実加代は「だめじゃない、一人で出かけちゃ」と怖い顔を作って見せた。 「ごめんなさい。でも、どうしても、もう一度確かめたかったのよ」 「それで、どうだったの?」 「やっぱり、赤いトンネルは間違いなくあそこだと思う。街から川を渡って、土手の道を歩いて……、そりゃ、たしかに雰囲気は違っているけど、そういう感じ全体が、何となく分かるの。そこを通って、赤いトンネルを抜けて、どんどん登っていったのね。泣ながら登っていったのかもしれない。さっき、登りながら、涙が出てきたわ」 「やだあ……」 実加代は慌ててハンカチを出して母に渡した。久美の目から、涙がこぼれそうになっていた。 「みっともないわねえ、朝から泣いたりするなんて」 「ごめん。変だわねぇ、悲しいわけでもないのに」 久美は頬を歪めて、泣き笑いをした。
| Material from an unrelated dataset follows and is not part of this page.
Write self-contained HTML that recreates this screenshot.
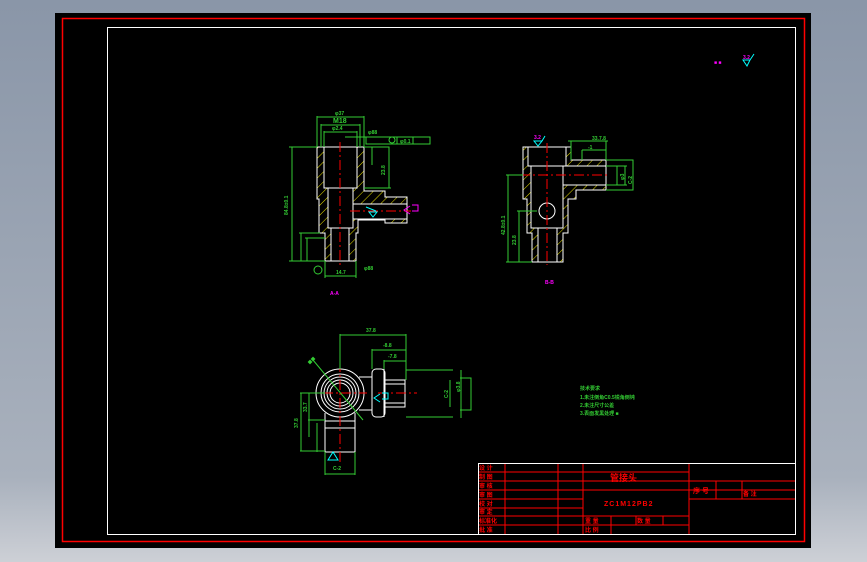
<!DOCTYPE html>
<html><head><meta charset="utf-8"><style>
html,body{margin:0;padding:0;width:867px;height:562px;overflow:hidden;background:linear-gradient(#8a96a8,#a9b1bd 85%,#cdd0d6);}
svg{display:block}
text{font-family:"Liberation Sans","Noto Sans CJK SC",sans-serif;font-weight:bold}
</style></head><body>
<svg width="867" height="562" viewBox="0 0 867 562" xmlns="http://www.w3.org/2000/svg">
<defs>
<pattern id="h" width="7" height="7" patternUnits="userSpaceOnUse" patternTransform="rotate(45)">
<rect width="7" height="7" fill="#000"/><line x1="0" y1="0" x2="0" y2="7" stroke="#e8e000" stroke-width="1"/>
</pattern>
</defs>
<rect x="55" y="13" width="756" height="535" fill="#000"/>
<rect x="62.5" y="18.5" width="742" height="523" fill="none" stroke="#f00" stroke-width="1.5"/>
<rect x="107.5" y="27.5" width="688" height="507" fill="none" stroke="#fff" stroke-width="1"/>

<!-- View 1 -->
<g stroke="#fff" stroke-width="1">
<path d="M317 147 H364 V191 H385 V197 H407 V223 H385 V220 H358 V233 H356 V261 H325 V233 H319 V199 H317 Z" fill="url(#h)"/>
<rect x="324" y="147" width="33" height="41" fill="#000"/>
<rect x="328" y="188" width="25" height="40" fill="#000"/>
<rect x="331" y="228" width="18" height="33" fill="#000"/>
<rect x="353" y="204" width="54" height="15" fill="#000"/>
</g>
<g stroke="#f00" stroke-width="1" stroke-dasharray="10,3,2,3">
<line x1="340" y1="142" x2="340" y2="266"/><line x1="350" y1="211" x2="411" y2="211"/>
</g>
<g stroke="#3c3" stroke-width="1" fill="none">
<path d="M292 147 V261 M289 147 H317 M289 261 H325 M317 116 V147 M364 116 V147 M317 117 H364 M321 124 V147 M360 124 V147 M321 125 H360 M324 131 V147 M357 131 V147 M324 132 H357 M364 147 H389 V188 M364 188 H391 M372 147 V165 M301 233 V261 M299 233 H320 M307 238 V261 M305 238 H325 M325 261 V278 M356 261 V278 M325 276 H356 M366 137 H430 V144 H366 Z M397 137 V144 M413 137 V144 M345 137 H366"/>
<circle cx="318" cy="270" r="4"/><circle cx="392" cy="140" r="3"/>
</g>
<g fill="#3c3" font-size="5">
<text x="335" y="115">φ37</text><text x="333" y="123" font-size="7">M18</text><text x="332" y="130">φ2.4</text>
<text x="368" y="134">φ88</text><text x="400" y="143">φ0.1</text>
<text x="288" y="215" transform="rotate(-90 288 215)">84.8±0.1</text>
<text x="385" y="175" transform="rotate(-90 385 175)">23.8</text>
<text x="336" y="274">14.7</text><text x="364" y="270">φ88</text>
</g>
<text x="330" y="295" fill="#f0f" font-size="5">A-A</text>
<path d="M366 207 L376 211 M369 212 h8 l-4 5 z" stroke="#0ff" fill="none"/>
<path d="M410 206 l-6 4 l6 4 M412 205 h6 v6 h-6" stroke="#f0f" fill="none"/>

<!-- View 2 -->
<g stroke="#fff" stroke-width="1">
<path d="M523 147 H571 V160 H606 V190 H576 V199 H568 V233 H563 V262 H532 V233 H527 V199 H523 Z" fill="url(#h)"/>
<rect x="528" y="147" width="38" height="19" fill="#000"/>
<rect x="531" y="166" width="32" height="62" fill="#000"/>
<rect x="538" y="228" width="19" height="34" fill="#000"/>
<rect x="563" y="166" width="43" height="19" fill="#000"/>
<circle cx="547" cy="211" r="8" fill="#000"/>
</g>
<g stroke="#f00" stroke-width="1" stroke-dasharray="10,3,2,3">
<line x1="547" y1="143" x2="547" y2="265"/><line x1="520" y1="175" x2="610" y2="175"/>
</g>
<g stroke="#3c3" stroke-width="1" fill="none">
<path d="M508 175 V262 M506 175 H523 M506 262 H532 M519 211 V262 M517 211 H537 M571 141 V160 M606 141 V160 M568 141 H608 M582 150 V160 M582 150 H606 M606 160 H633 V190 H606 M625 166 V185 M617 166 V185 M606 166 H627 M606 185 H627"/>
</g>
<g fill="#3c3" font-size="5">
<text x="505" y="235" transform="rotate(-90 505 235)">42.8±0.1</text>
<text x="516" y="245" transform="rotate(-90 516 245)">23.8</text>
<text x="592" y="140">33.7.8</text><text x="588" y="149">-1</text>
<text x="632" y="184" transform="rotate(-90 632 184)">C-2</text>
<text x="624" y="180" transform="rotate(-90 624 180)">φ3</text>
</g>
<text x="545" y="284" fill="#f0f" font-size="5">B-B</text>
<path d="M534 141 h8 l-4 5 z M542 141 l3 -5" stroke="#0ff" fill="none"/>
<text x="534" y="139" fill="#f0f" font-size="5">3.2</text>

<!-- View 3 -->
<g stroke="#fff" stroke-width="1" fill="none">
<circle cx="340" cy="393" r="24"/><circle cx="340" cy="393" r="19"/><circle cx="340" cy="393" r="16"/><circle cx="340" cy="393" r="13"/><circle cx="340" cy="393" r="10"/>
<path d="M325 413 V421 H355 V413 M325 421 V428 H355 V421"/>
<rect x="325" y="428" width="30" height="24"/>
<path d="M359 377 H372 M359 410 H372"/>
<rect x="372" y="369" width="13" height="48" rx="4"/><line x1="384" y1="369" x2="384" y2="417"/>
<rect x="385" y="380" width="20" height="27"/><line x1="385" y1="384" x2="405" y2="384"/><line x1="385" y1="403" x2="405" y2="403"/>
</g>
<g stroke="#f00" stroke-width="1" stroke-dasharray="10,3,2,3">
<line x1="340" y1="362" x2="340" y2="462"/><line x1="305" y1="393" x2="367" y2="393"/><line x1="378" y1="393" x2="417" y2="393"/>
</g>
<g stroke="#3c3" stroke-width="1" fill="none">
<path d="M340 334 V369 M406 334 V380 M340 335 H406 M372 349 V369 M372 350 H406 M384 360 V369 M384 361 H406 M406 370 H453 M406 417 H453 M450 380 V407 M461 370 V418 M460 378 H471 V410 H460 M300 393 H325 M300 451 H325 M301 393 V451 M309 393 V437 M308 420 H325 M317 423 V452 M325 452 V475 M355 452 V475 M325 474 H355 M313 360 L363 420"/>
</g>
<g fill="#3c3" font-size="5">
<text x="366" y="332">37.8</text><text x="383" y="347">-8.8</text><text x="388" y="358">-7.8</text>
<text x="298" y="428" transform="rotate(-90 298 428)">37.8</text>
<text x="307" y="412" transform="rotate(-90 307 412)">33.7</text>
<text x="333" y="470">C-2</text>
<text x="448" y="398" transform="rotate(-90 448 398)">C-2</text>
<text x="460" y="392" transform="rotate(-90 460 392)">φ3.8</text>
</g>
<text x="310" y="365" fill="#3c3" font-size="7" transform="rotate(-45 310 365)">■■</text>
<path d="M328 460 l5 -8 l5 8 z" stroke="#0ff" fill="none"/>
<path d="M380 394 l-6 4 l6 4 M382 393 h6 v6 h-6" stroke="#0ff" fill="none"/>

<!-- notes -->
<g fill="#3c3" font-size="5">
<text x="580" y="390">技术要求</text>
<text x="580" y="399">1.未注倒角C0.5锐角倒钝</text>
<text x="580" y="407">2.未注尺寸公差</text>
<text x="580" y="415">3.表面发黑处理   ■</text>
</g>

<!-- top right -->
<text x="714" y="64" fill="#f0f" font-size="5">■ ■</text>
<text x="743" y="59" fill="#f0f" font-size="5">3.2</text>
<path d="M743 60 h7 l-3 6 z M750 60 l4 -6" stroke="#0ff" fill="none"/>

<!-- title block -->
<g stroke="#f00" stroke-width="1" fill="none">
<path d="M478 472 H689 M478 481 H796 M478 490 H796 M478 499 H583 M689 499 H796 M478 508 H583 M478 516 H689 M478 525 H689"/>
<path d="M505 463 V535 M558 463 V535 M583 463 V535 M689 463 V535 M716 481 V499 M742 481 V499 M611 516 V535 M636 516 V525 M663 516 V525 M583 490 H689"/>
</g>
<rect x="478.5" y="463.5" width="317" height="71" fill="none" stroke="#fff"/>
<g fill="#f00" font-size="6">
<text x="479" y="470">设 计</text><text x="479" y="479">制 图</text><text x="479" y="488">审 核</text><text x="479" y="497">审 图</text>
<text x="479" y="506">校 对</text><text x="479" y="514">审 定</text><text x="479" y="523">标准化</text><text x="479" y="532">批 准</text>
<text x="610" y="481" font-size="9">管接头</text>
<text x="604" y="506" font-size="7" letter-spacing="1">ZC1M12PB2</text>
<text x="693" y="493" font-size="7">序 号</text>
<text x="743" y="496">备  注</text>
<text x="585" y="523">重  量</text><text x="637" y="523">数  量</text>
<text x="585" y="532">比  例</text>
</g>
</svg>
</body></html>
 プロの作家ならば誰でもこの程度の会話は書けるといわれてしまえばそれまでだが、どうしても、これらのやりとりから醸される雰囲気に女性的な肌触りを感じてしまうのだ。
実際、これが女性作家の手による作品だと騙されれば納得してしまうだろう。浅見が中性的なモノセックスなイメージであることも含めて、この辺りの肌触りが内田康夫の読者に女性ファンが多い理由であるような気がする。
 母が遠い日に脳裏に焼き付けたという津和野の赤いトンネルの風景。そこを発端に旅情ミステリーの幕が開くという展開はすごく映像的であり、内田康夫の真骨頂なのだという気がする。
実際『津和野殺人事件』における内田康夫の津和野の描写は冴えに冴えている。読んでいて母親の記憶を追体験するために津和野に旅立ちたくなるくらいだ。風景描写もさることながら、乙女峠のマリア聖堂に因んだ津和野の隠れキリシタンの歴史も興味深い。
 
 結局誰一人として逮捕者が出ないという結末にさほど違和感を覚えなかったのは、むしろ旧家の相続争いから起こる連続殺人という本筋さえも津和野の情景描写に埋没してしまったからかも知れない。